EU-SILC in Austria is a sample survey on income and living conditions of persons living in private households carried out on a yearly basis and using an integrated rotational design. This means that every year about one fourth of the sample is replaced by a new rotational group. EU-SILC is the main source of indicators on household income and living conditions such as the at-risk-of-poverty rate (AROP) defined as the rate of persons living in private households with an equivalised disposable income below 60% of the median.
Since participation in the EU-SILC survey is voluntary unit nonresponse inevitably happens and is most common in the first year of the survey. If response patterns differ for characteristics that are highly correlated with the main EU-SILC indicators such as AROP unit nonresponse bias will occur.
From 2012 onwards EU-SILC in Austria has been using income register data from administrative sources that are linked to the sample on micro-level as a source for collecting information about most components of the household income. Since this information is also available for the sampling frame it can be used for unit nonresponse analysis and the computation of weights. One of the most important objectives of the weighting procedure of EU-SILC is to counter potential unit nonresponse bias related to the estimators of the main indicators.

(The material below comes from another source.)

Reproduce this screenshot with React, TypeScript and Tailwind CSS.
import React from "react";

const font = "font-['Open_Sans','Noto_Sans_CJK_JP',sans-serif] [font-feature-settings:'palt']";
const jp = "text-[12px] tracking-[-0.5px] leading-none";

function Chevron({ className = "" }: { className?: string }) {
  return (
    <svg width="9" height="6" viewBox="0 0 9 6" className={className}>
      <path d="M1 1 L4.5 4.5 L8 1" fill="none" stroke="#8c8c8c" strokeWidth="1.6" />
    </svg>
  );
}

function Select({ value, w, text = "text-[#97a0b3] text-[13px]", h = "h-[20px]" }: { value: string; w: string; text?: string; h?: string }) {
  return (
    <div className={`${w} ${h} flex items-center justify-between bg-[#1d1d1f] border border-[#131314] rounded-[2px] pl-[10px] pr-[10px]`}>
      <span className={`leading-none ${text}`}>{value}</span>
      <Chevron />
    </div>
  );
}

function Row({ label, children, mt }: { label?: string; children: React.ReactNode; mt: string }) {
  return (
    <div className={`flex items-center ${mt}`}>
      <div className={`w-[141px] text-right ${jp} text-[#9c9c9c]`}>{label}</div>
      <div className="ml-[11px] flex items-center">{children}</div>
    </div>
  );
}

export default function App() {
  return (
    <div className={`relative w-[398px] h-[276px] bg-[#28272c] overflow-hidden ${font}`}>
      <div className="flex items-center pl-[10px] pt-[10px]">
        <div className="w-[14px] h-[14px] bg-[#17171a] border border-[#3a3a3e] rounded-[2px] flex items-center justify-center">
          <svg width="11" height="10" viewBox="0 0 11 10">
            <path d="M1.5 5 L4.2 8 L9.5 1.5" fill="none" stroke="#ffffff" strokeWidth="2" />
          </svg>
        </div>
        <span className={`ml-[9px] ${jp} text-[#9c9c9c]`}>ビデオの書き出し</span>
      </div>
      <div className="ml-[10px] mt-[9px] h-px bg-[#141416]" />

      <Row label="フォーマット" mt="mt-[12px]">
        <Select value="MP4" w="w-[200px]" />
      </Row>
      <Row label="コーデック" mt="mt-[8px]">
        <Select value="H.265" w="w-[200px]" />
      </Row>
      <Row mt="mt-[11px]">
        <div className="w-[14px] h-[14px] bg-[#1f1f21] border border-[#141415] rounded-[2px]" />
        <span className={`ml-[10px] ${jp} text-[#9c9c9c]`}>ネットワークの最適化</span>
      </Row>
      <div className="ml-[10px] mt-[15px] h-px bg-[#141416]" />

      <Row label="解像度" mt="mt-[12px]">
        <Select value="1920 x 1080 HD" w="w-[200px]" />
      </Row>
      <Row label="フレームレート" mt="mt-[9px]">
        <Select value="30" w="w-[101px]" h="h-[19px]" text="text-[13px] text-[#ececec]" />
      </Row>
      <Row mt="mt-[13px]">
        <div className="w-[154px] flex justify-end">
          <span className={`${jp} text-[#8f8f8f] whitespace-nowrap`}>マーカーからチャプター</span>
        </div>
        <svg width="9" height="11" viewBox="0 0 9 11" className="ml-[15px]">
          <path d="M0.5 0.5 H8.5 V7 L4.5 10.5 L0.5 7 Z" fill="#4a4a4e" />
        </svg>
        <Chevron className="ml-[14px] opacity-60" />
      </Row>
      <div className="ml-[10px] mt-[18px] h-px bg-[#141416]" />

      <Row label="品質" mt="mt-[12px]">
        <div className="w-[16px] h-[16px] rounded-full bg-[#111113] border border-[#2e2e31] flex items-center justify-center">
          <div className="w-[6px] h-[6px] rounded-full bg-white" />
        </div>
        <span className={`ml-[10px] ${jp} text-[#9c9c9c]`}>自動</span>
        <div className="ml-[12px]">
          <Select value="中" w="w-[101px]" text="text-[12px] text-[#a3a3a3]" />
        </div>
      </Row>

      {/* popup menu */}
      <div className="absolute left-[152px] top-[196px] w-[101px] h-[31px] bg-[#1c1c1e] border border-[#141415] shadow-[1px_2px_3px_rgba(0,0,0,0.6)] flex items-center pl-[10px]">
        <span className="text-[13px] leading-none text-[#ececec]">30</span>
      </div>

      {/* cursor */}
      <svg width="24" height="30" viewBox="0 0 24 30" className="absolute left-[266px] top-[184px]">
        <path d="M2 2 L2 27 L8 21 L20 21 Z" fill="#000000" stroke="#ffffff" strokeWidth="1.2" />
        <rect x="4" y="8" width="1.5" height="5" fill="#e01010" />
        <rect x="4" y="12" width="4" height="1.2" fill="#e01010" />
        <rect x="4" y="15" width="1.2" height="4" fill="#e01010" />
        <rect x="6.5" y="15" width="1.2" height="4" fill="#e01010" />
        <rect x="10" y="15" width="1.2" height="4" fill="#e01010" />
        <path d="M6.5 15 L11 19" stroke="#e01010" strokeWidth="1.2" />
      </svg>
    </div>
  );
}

The present work compares procedures for nonresponse weighting based on inverse response probabilities or calibration. The probability of taking part in the survey can be estimated by various methods, for instance logistic regressions or pattern recognition techniques such as artificial neural networks. These methods rely heavily on the quality of register data available for respondents and nonrespondents. Calibration methods adjust the weights to external marginal distributions that also rely on administrative sources.
Finally, a Monte Carlo simulation is carried out to assess unit nonresponse bias by comparing estimators based on different weighting procedures.